Last night before I went to bed, I wrote five "I am" statements that I want to be true.  These are not things that are always true right now, but I want them to be.  I want to BELIEVE them. 

I posted them on my mirror this morning. 

I realized that I needed to add, "I am THANKFUL" first of all.  It is the most powerfully true statement, and I need to be that first.


Thing #87: hope

Admittedly, today was rough. I dealt with my personal demon, anxiety. It sneaks up when I think I should be in control and am not. So, when it was very loud in the narthex waiting for church, when I didn't know what to do when we ushered during church, and when the youth were asking me what to do and I didn't know what to tell them, I felt VERY anxious.

But I realize there's always hope. I have been reading poetry from Garrison Keillor's Good Poems, and a few have spoken to me in particular. This one, entitled "Hope," really captures my feelings about knowing tomorrow can be better.
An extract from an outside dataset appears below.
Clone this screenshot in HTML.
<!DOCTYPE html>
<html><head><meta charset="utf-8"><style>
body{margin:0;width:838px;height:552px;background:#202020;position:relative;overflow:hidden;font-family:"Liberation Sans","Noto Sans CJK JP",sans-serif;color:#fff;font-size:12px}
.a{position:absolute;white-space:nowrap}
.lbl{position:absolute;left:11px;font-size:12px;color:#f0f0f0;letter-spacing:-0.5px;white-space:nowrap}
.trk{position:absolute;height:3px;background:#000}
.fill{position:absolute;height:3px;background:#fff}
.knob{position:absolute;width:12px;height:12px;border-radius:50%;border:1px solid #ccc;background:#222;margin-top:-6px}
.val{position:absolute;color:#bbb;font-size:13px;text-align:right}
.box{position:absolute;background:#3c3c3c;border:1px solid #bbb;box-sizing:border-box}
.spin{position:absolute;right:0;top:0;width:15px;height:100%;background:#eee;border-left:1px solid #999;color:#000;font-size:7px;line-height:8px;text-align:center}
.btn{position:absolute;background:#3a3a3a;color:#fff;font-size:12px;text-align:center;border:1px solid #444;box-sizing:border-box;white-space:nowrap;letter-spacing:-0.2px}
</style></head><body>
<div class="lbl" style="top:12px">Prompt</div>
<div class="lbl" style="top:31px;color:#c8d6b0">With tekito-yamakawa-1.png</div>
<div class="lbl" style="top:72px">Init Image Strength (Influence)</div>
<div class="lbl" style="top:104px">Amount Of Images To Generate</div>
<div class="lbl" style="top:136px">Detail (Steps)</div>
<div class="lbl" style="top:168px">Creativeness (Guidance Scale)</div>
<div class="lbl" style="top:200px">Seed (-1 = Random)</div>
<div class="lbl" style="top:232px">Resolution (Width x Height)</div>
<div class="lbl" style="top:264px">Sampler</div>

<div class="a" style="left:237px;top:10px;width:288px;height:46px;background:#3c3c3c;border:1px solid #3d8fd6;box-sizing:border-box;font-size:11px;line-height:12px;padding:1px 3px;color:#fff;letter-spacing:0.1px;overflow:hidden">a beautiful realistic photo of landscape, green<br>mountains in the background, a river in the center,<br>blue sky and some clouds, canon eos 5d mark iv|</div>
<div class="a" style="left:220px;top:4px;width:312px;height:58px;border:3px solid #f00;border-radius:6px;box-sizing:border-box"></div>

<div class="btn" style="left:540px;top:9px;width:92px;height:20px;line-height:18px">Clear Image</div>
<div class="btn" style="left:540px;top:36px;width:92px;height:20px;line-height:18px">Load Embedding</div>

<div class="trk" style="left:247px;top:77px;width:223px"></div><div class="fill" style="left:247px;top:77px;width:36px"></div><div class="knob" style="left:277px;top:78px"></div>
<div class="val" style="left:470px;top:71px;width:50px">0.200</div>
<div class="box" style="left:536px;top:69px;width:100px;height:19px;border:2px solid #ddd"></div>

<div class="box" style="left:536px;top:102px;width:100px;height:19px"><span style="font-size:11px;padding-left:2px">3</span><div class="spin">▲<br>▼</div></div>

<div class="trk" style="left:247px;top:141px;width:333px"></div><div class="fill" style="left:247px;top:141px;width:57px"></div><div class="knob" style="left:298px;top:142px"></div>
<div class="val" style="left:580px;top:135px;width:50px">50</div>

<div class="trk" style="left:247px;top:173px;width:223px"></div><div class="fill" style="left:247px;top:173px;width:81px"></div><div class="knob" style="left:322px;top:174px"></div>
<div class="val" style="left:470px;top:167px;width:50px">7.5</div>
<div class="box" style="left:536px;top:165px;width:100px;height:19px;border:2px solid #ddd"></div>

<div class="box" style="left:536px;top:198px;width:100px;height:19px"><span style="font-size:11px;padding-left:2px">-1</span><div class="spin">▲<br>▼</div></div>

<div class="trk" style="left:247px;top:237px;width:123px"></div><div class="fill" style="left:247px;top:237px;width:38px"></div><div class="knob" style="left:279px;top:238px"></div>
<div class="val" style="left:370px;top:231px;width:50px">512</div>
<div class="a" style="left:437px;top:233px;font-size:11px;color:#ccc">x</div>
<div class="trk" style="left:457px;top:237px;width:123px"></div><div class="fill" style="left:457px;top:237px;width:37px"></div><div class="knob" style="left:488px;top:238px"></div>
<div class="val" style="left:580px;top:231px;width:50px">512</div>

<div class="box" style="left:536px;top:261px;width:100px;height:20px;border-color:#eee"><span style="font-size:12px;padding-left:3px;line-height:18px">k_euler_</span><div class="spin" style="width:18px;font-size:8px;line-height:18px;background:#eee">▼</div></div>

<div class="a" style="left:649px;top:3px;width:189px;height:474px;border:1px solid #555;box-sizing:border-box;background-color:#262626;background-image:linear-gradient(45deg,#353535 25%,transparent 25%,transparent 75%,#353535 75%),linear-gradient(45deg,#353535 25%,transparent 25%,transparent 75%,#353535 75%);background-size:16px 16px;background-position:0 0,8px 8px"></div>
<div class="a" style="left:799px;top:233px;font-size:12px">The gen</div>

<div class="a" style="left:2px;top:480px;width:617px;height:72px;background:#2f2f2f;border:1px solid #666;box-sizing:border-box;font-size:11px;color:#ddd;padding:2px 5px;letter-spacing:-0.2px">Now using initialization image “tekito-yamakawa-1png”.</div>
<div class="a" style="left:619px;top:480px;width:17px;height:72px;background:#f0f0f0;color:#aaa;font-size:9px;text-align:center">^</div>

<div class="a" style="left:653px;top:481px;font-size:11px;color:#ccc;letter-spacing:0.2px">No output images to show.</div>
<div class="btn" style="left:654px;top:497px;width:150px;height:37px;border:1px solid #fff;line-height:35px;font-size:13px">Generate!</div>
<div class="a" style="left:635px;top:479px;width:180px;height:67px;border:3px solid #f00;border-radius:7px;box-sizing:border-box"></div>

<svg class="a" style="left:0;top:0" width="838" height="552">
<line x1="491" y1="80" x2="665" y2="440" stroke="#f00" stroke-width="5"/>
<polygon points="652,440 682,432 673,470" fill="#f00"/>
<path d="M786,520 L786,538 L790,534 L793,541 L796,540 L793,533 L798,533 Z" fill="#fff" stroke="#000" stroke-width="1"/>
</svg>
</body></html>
My favorite line is "it is the singular gift/we cannot destroy in ourselves."

No matter how much damage I do to myself today with anxiety, self-hate, and anger, I cannot eliminate hope from my future or outlook. Today, I am so thankful for that small (but rather large) truth.


Thing #86: the long run

The last three weeks have been insanely packed with school stuff, fun stuff, and tough stuff. Unfortunately, they haven't included almost any running stuff.

Today, though, included a great long run. After not running more than 5.5 miles for three weeks, I had some anxiety about a long run and definitely about the Richmond half next weekend. Today, I ran a glorious 10 miles. It was chilly but great weather for a run. The average pace of the first 8 miles was an easy 11:15, but for the last 2, I picked it up to 9:23 and 9:07 pace. It felt so good.

So while I'm thankful for the long run, I'm also glad to have legs that'll take me that far, a beautiful state park to run in, and the blue sky to run under. It's good to feel like I'm fully alive.